= Split Lie algebra =

In the mathematical field of Lie theory, a split Lie algebra is a pair $(\mathfrak{g}, \mathfrak{h})$ where $\mathfrak{g}$ is a Lie algebra and $\mathfrak{h} < \mathfrak{g}$ is a splitting Cartan subalgebra, where "splitting" means that for all $x \in \mathfrak{h}$, $\operatorname{ad}_{\mathfrak{g}} x$ is triangularizable. If a Lie algebra admits a splitting, it is called a splittable Lie algebra. Note that for reductive Lie algebras, the Cartan subalgebra is required to contain the center.

Over an algebraically closed field such as the complex numbers, all semisimple Lie algebras are splittable (indeed, not only does the Cartan subalgebra act by triangularizable matrices, but even stronger, it acts by diagonalizable ones) and all splittings are conjugate; thus split Lie algebras are of most interest for non-algebraically closed fields.

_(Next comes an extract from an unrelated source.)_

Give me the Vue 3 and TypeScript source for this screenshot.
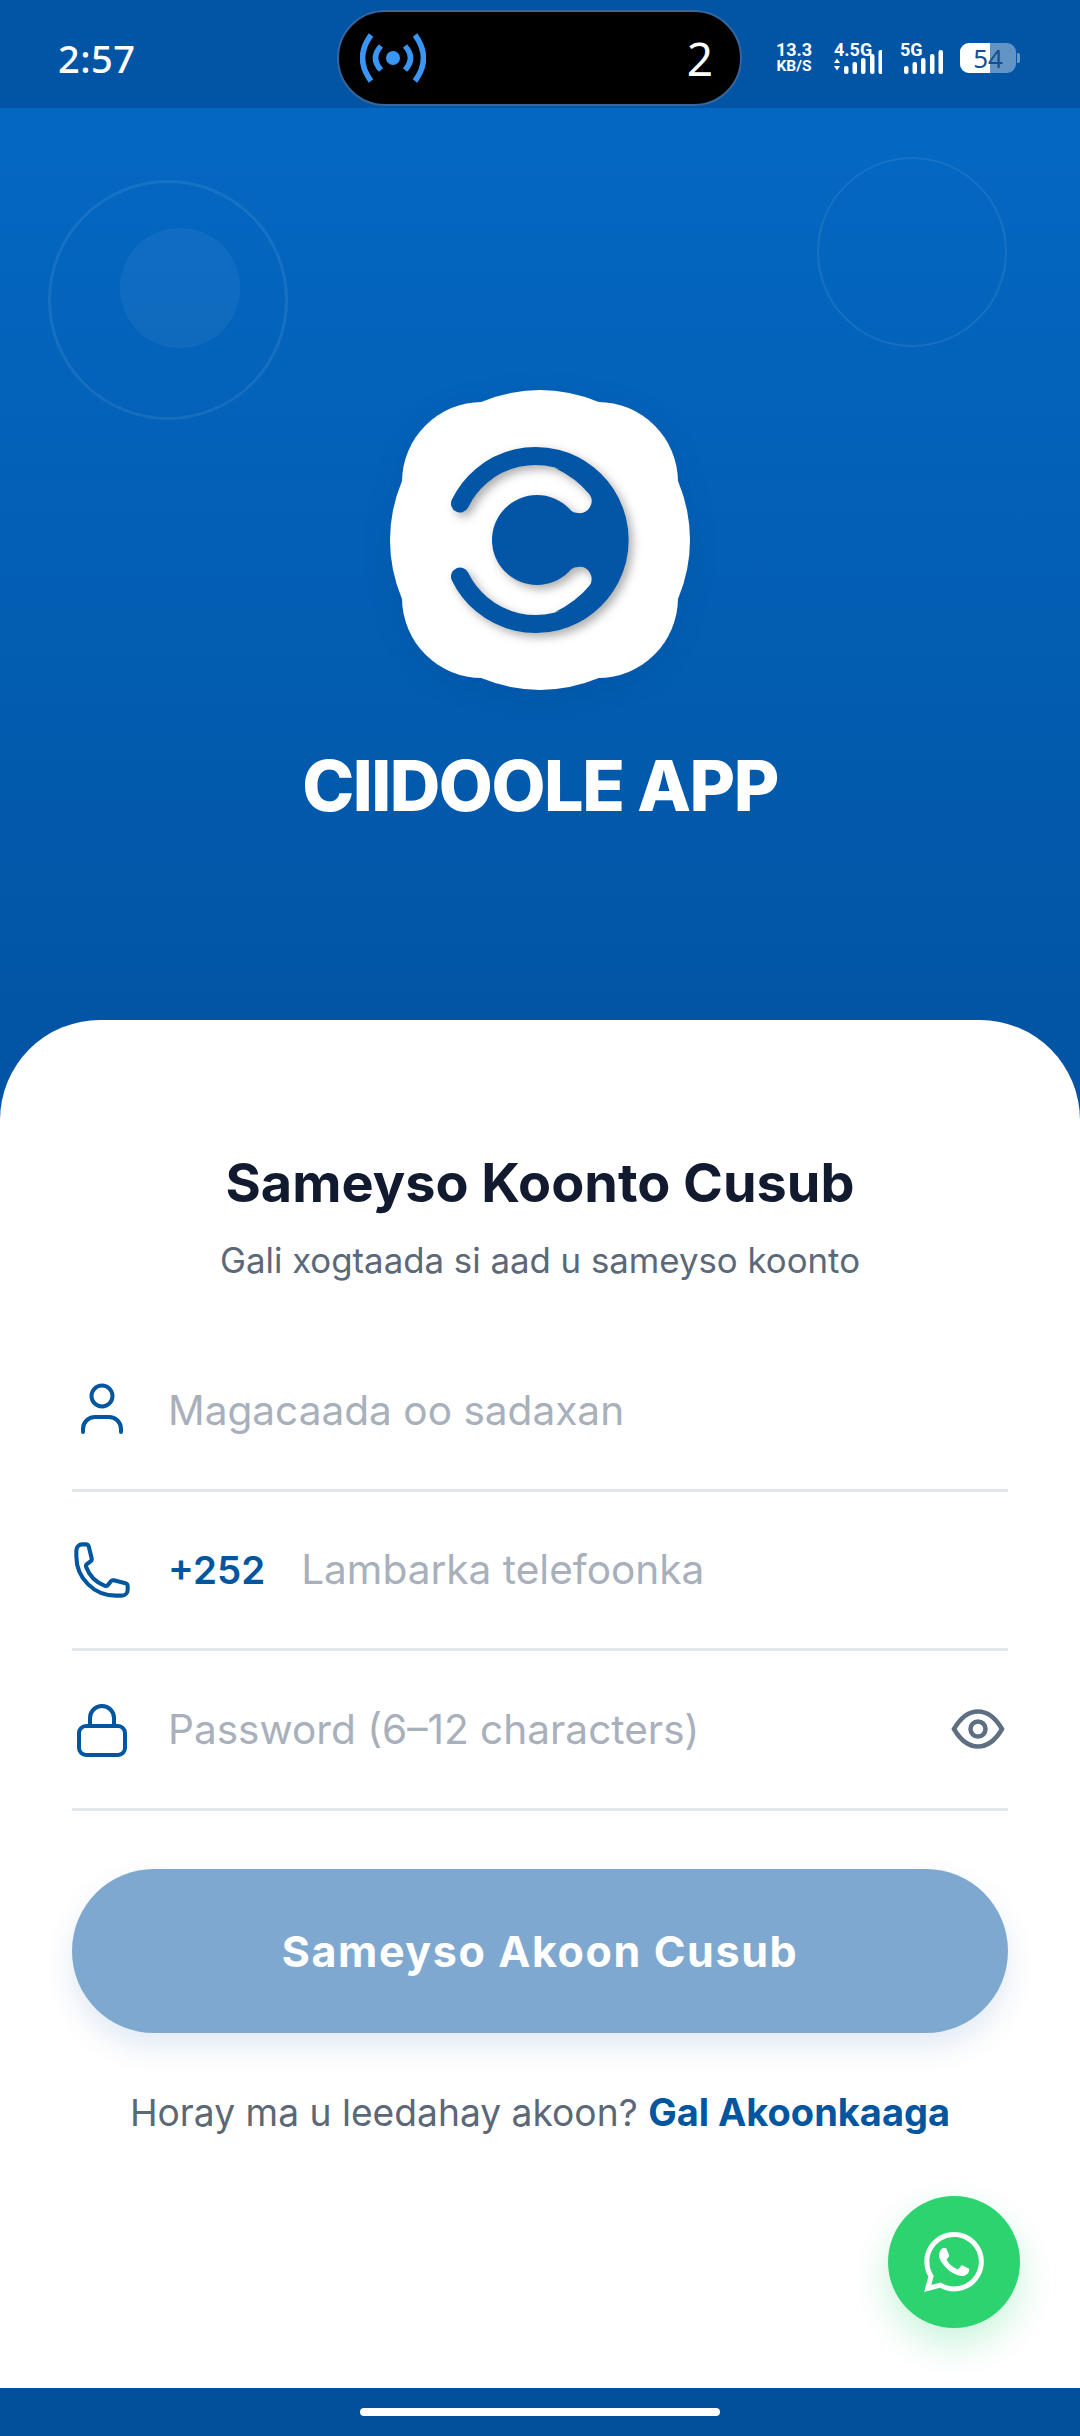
<template>
  <div class="screen">
    <!-- Status bar -->
    <div class="status-bar">
      <span class="clock">2:57</span>
      <div class="island">
        <svg class="hotspot" width="66" height="50" viewBox="0 0 66 50" fill="none" stroke="#3a96f5" stroke-width="5.5">
          <circle cx="33" cy="25" r="7" fill="#3a96f5" stroke="none" />
          <path d="M21 13 Q10 25 21 37" />
          <path d="M45 13 Q56 25 45 37" />
          <path d="M11 2 Q-6 25 11 48" />
          <path d="M55 2 Q72 25 55 48" />
        </svg>
        <span class="island-count">2</span>
      </div>
      <div class="indicators">
        <div class="speed">
          <span>13.3</span>
          <span>KB/S</span>
        </div>
        <div class="network net-a">
          <span class="net-label">4.5G</span>
          <svg width="50" height="24" viewBox="0 0 50 24" fill="#fff">
            <path d="M2 13 L5 8.5 L8 13Z M2 16 L8 16 L5 20.5Z" />
            <rect v-for="bar in signalBars" :key="bar.x" :x="bar.x + 12" :y="bar.y" width="4.5" :height="24 - bar.y" rx="2" />
          </svg>
        </div>
        <div class="network net-b">
          <span class="net-label">5G</span>
          <svg width="40" height="24" viewBox="0 0 40 24" fill="#fff">
            <rect v-for="bar in signalBars" :key="bar.x" :x="bar.x + 1" :y="bar.y" width="4.5" :height="24 - bar.y" rx="2" />
          </svg>
        </div>
        <div class="battery">
          <div class="battery-level"></div>
          <span class="battery-text">54</span>
        </div>
        <div class="battery-nub"></div>
      </div>
    </div>

    <!-- Hero with logo -->
    <div class="hero">
      <div class="deco ring-left"></div>
      <div class="deco dot-left"></div>
      <div class="deco ring-right"></div>

      <svg class="logo" width="300" height="300" viewBox="0 0 300 300">
        <circle cx="150" cy="150" r="150" fill="#fff" />
        <rect x="12" y="12" width="276" height="276" rx="80" fill="#fff" />
        <g class="logo-mark" fill="#0256a5">
          <path d="M70 113.5 A84 84 0 1 1 70 186.5" fill="none" stroke="#0256a5" stroke-width="18" stroke-linecap="round" />
          <circle cx="147" cy="150" r="45" />
          <path d="M173 114 Q181 123 188 123 A12 12 0 0 0 199.4 104.2 Q186 88 165 78 L205 85 L226 110 L226 190 L205 215 L165 222 Q186 212 199.4 195.8 A12 12 0 0 0 188 177 Q181 177 173 186Z" />
        </g>
      </svg>
      <h1 class="app-name">CIIDOOLE APP</h1>
    </div>

    <!-- Register card -->
    <div class="card">
      <h2 class="card-title">Sameyso Koonto Cusub</h2>
      <p class="card-sub">Gali xogtaada si aad u sameyso koonto</p>

      <div class="fields">
        <div class="field">
          <svg class="field-icon" width="60" height="60" viewBox="0 0 60 60" fill="none" stroke="#02569f" stroke-width="4" stroke-linecap="round">
            <circle cx="30" cy="16" r="10.5" />
            <path d="M11 52 v-3 a12 12 0 0 1 12-12 h14 a12 12 0 0 1 12 12 v3" />
          </svg>
          <span class="placeholder">Magacaada oo sadaxan</span>
        </div>
        <div class="field">
          <svg class="field-icon" width="60" height="60" viewBox="0.6 0.6 22.8 22.8" fill="none" stroke="#02569f" stroke-width="1.55" stroke-linejoin="round">
            <path d="M2.25 6.75c0 8.284 6.716 15 15 15h2.25a2.25 2.25 0 0 0 2.25-2.25v-1.372c0-.516-.351-.966-.852-1.091l-4.423-1.106c-.44-.11-.902.055-1.173.417l-.97 1.293c-.282.376-.769.542-1.21.38a12.035 12.035 0 0 1-7.143-7.143c-.162-.441.004-.928.38-1.21l1.293-.97c.363-.271.527-.734.417-1.173L6.963 3.102a1.125 1.125 0 0 0-1.091-.852H4.5A2.25 2.25 0 0 0 2.25 4.5v2.25Z" />
          </svg>
          <span class="dial-code">+252</span>
          <span class="placeholder">Lambarka telefoonka</span>
        </div>
        <div class="field">
          <svg class="field-icon" width="60" height="60" viewBox="0 0 60 60" fill="none" stroke="#02569f" stroke-width="4">
            <rect x="7" y="27" width="46" height="29" rx="7" />
            <path d="M18 27 v-8 a12 12 0 0 1 24 0 v8" />
          </svg>
          <span class="placeholder">Password (6–12 characters)</span>
          <svg class="eye" width="56" height="44" viewBox="0 0 56 44" fill="none" stroke="#5f6f82" stroke-width="4.5">
            <path d="M4 22 C11 10 19 4.5 28 4.5 S45 10 52 22 C45 34 37 39.5 28 39.5 S11 34 4 22Z" />
            <circle cx="28" cy="22" r="7.5" />
          </svg>
        </div>
      </div>

      <button class="submit" type="button">Sameyso Akoon Cusub</button>

      <p class="login-line">Horay ma u leedahay akoon? <span class="login-link">Gal Akoonkaaga</span></p>

      <div class="whatsapp">
        <svg width="60" height="60" viewBox="0 0 24 24" fill="#fff">
          <path d="M17.472 14.382c-.297-.149-1.758-.867-2.03-.967-.273-.099-.471-.148-.67.15-.197.297-.767.966-.94 1.164-.173.199-.347.223-.644.075-.297-.15-1.255-.463-2.39-1.475-.883-.788-1.48-1.761-1.653-2.059-.173-.297-.018-.458.13-.606.134-.133.298-.347.446-.52.149-.174.198-.298.298-.497.099-.198.05-.371-.025-.52-.075-.149-.669-1.612-.916-2.207-.242-.579-.487-.5-.669-.51-.173-.008-.371-.01-.57-.01-.198 0-.52.074-.792.372-.272.297-1.04 1.016-1.04 2.479 0 1.462 1.065 2.875 1.213 3.074.149.198 2.096 3.2 5.077 4.487.709.306 1.262.489 1.694.625.712.227 1.36.195 1.871.118.571-.085 1.758-.719 2.006-1.413.248-.694.248-1.289.173-1.413-.074-.124-.272-.198-.57-.347m-5.421 7.403h-.004a9.87 9.87 0 01-5.031-1.378l-.361-.214-3.741.982.998-3.648-.235-.374a9.86 9.86 0 01-1.51-5.26c.001-5.45 4.436-9.884 9.888-9.884 2.64 0 5.122 1.03 6.988 2.898a9.825 9.825 0 012.893 6.994c-.003 5.45-4.437 9.884-9.885 9.884m8.413-18.297A11.815 11.815 0 0012.05 0C5.495 0 .16 5.335.157 11.892c0 2.096.547 4.142 1.588 5.945L.057 24l6.305-1.654a11.882 11.882 0 005.683 1.448h.005c6.554 0 11.89-5.335 11.893-11.893a11.821 11.821 0 00-3.48-8.413z" />
        </svg>
      </div>
    </div>

    <!-- Nav bar -->
    <div class="nav-bar">
      <div class="home-pill"></div>
    </div>
  </div>
</template>

<script setup lang="ts">
const signalBars = [
  { x: 0, y: 16 },
  { x: 8.5, y: 12 },
  { x: 17, y: 8 },
  { x: 26, y: 4 },
  { x: 34.5, y: 0 },
];
</script>

<style>
body {
  margin: 0;
}
</style>

<style scoped>
.screen {
  width: 1080px;
  height: 2436px;
  display: flex;
  flex-direction: column;
  overflow: hidden;
  background: #fff;
  font-family: Inter, "Noto Sans", sans-serif;
}

.status-bar {
  height: 108px;
  flex-shrink: 0;
  display: flex;
  align-items: flex-start;
  background: #0254a4;
  color: #fff;
  position: relative;
  z-index: 1;
}

.clock {
  flex: 0 0 337px;
  padding-left: 58px;
  box-sizing: border-box;
  margin-top: 36px;
  font-family: "Noto Sans", sans-serif;
  font-size: 38px;
  font-weight: 500;
  line-height: 44px;
  letter-spacing: 0.5px;
}

.island {
  flex: 0 0 405px;
  height: 96px;
  margin-top: 10px;
  box-sizing: border-box;
  display: flex;
  align-items: center;
  justify-content: space-between;
  padding: 0 27px 0 21px;
  background: #000;
  border: 2px solid #34669f;
  border-radius: 48px;
}

.island-count {
  font-family: "Noto Sans", sans-serif;
  font-size: 46px;
  line-height: 50px;
}

.indicators {
  display: flex;
  align-items: flex-start;
  flex-shrink: 0;
  margin-top: 43px;
  margin-left: 31px;
}

.speed {
  width: 42px;
  display: flex;
  flex-direction: column;
  align-items: center;
  margin-top: -2px;
  font-family: Roboto, sans-serif;
  font-weight: 700;
  font-size: 15.5px;
  line-height: 17px;
}

.speed span:first-child {
  font-size: 18px;
}

.network {
  position: relative;
  height: 31px;
  display: flex;
  align-items: flex-end;
}

.net-a {
  margin-left: 17px;
}

.net-b {
  margin-left: 21px;
}

.net-label {
  position: absolute;
  top: -1px;
  font-family: Roboto, sans-serif;
  font-weight: 700;
  font-size: 18px;
  line-height: 16px;
}

.net-a .net-label {
  left: 2px;
}

.net-b .net-label {
  left: -3px;
}

.battery {
  position: relative;
  width: 56px;
  height: 30px;
  margin-left: 17px;
  border-radius: 9px;
  background: rgba(255, 255, 255, 0.38);
}

.battery-level {
  position: absolute;
  left: 0;
  top: 0;
  bottom: 0;
  width: 30px;
  border-radius: 9px 0 0 9px;
  background: #fff;
}

.battery-text {
  position: relative;
  display: block;
  text-align: center;
  font-family: "Noto Sans", sans-serif;
  font-size: 26px;
  line-height: 30px;
  color: #13508f;
}

.battery-nub {
  width: 3px;
  height: 10px;
  margin: 10px 0 0 1px;
  border-radius: 0 2px 2px 0;
  background: rgba(255, 255, 255, 0.4);
}

.hero {
  position: relative;
  height: 1012px;
  flex-shrink: 0;
  display: flex;
  flex-direction: column;
  align-items: center;
  box-sizing: border-box;
  padding-top: 282px;
  background: linear-gradient(180deg, #0468c3 0%, #0255a5 90%);
}

.deco {
  position: absolute;
  border-radius: 50%;
  box-sizing: border-box;
}

.ring-left {
  left: 48px;
  top: 72px;
  width: 240px;
  height: 240px;
  border: 3px solid rgba(255, 255, 255, 0.08);
}

.dot-left {
  left: 120px;
  top: 120px;
  width: 120px;
  height: 120px;
  background: rgba(255, 255, 255, 0.05);
}

.ring-right {
  left: 817px;
  top: 49px;
  width: 190px;
  height: 190px;
  border: 2px solid rgba(255, 255, 255, 0.08);
}

.logo {
  overflow: visible;
  filter: drop-shadow(0 6px 14px rgba(0, 40, 90, 0.1));
}

.logo-mark {
  filter: drop-shadow(4px 4px 5px rgba(0, 0, 0, 0.32));
}

.app-name {
  margin: 58px 0 0;
  font-size: 70px;
  line-height: 76px;
  font-weight: 800;
  letter-spacing: -1.5px;
  color: #fff;
}

.card {
  position: relative;
  flex: 1;
  margin-top: -100px;
  padding: 131px 72px 0;
  background: #fff;
  border-radius: 100px 100px 0 0;
}

.card-title {
  margin: 0;
  text-align: center;
  font-size: 54px;
  line-height: 64px;
  font-weight: 700;
  color: #111a2e;
}

.card-sub {
  margin: 21px 0 0;
  text-align: center;
  font-size: 34.8px;
  line-height: 48px;
  color: #5b6878;
}

.fields {
  margin-top: 48px;
}

.field {
  height: 159.5px;
  box-sizing: border-box;
  display: flex;
  align-items: center;
  border-bottom: 3px solid #e3e7eb;
}

.field-icon {
  flex-shrink: 0;
  margin-right: 36px;
}

.placeholder {
  font-size: 40.6px;
  color: #a8b0bc;
}

.dial-code {
  margin-right: 36px;
  font-size: 38.5px;
  font-weight: 600;
  color: #02569f;
}

.eye {
  margin-left: auto;
  margin-right: 2px;
}

.submit {
  display: block;
  width: 100%;
  height: 164px;
  margin-top: 58px;
  border: none;
  border-radius: 82px;
  background: #7fa8d1;
  box-shadow: 0 14px 30px rgba(2, 84, 164, 0.12);
  color: #fff;
  font-family: inherit;
  font-size: 43px;
  font-weight: 700;
  letter-spacing: 1.6px;
}

.login-line {
  margin: 55px 0 0;
  text-align: center;
  font-size: 37.2px;
  line-height: 48px;
  color: #5b6878;
}

.login-link {
  font-size: 38px;
  font-weight: 700;
  color: #02569f;
}

.whatsapp {
  position: absolute;
  right: 60px;
  bottom: 60px;
  width: 132px;
  height: 132px;
  display: flex;
  align-items: center;
  justify-content: center;
  border-radius: 50%;
  background: #2dd36f;
  box-shadow: 0 16px 36px rgba(45, 211, 111, 0.25);
}

.nav-bar {
  height: 48px;
  flex-shrink: 0;
  background: #02509c;
}

.home-pill {
  width: 360px;
  height: 8px;
  margin: 20px auto 0;
  border-radius: 4px;
  background: #fff;
}
</style>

Split Lie algebras are of interest both because they formalize the split real form of a complex Lie algebra, and because split semisimple Lie algebras (more generally, split reductive Lie algebras) over any field share many properties with semisimple Lie algebras over algebraically closed fields – having essentially the same representation theory, for instance – the splitting Cartan subalgebra playing the same role as the Cartan subalgebra plays over algebraically closed fields. This is the approach followed in (Bourbaki 2005), for instance.

== Properties ==
- Over an algebraically closed field, all Cartan subalgebras are conjugate. Over a non-algebraically closed field, not all Cartan subalgebras are conjugate in general; however, in a splittable semisimple Lie algebra all splitting Cartan algebras are conjugate.
- Over an algebraically closed field, all semisimple Lie algebras are splittable.
- Over a non-algebraically closed field, there exist non-splittable semisimple Lie algebras.
- In a splittable Lie algebra, there may exist Cartan subalgebras that are not splitting.
- Direct sums of splittable Lie algebras and ideals in splittable Lie algebras are splittable.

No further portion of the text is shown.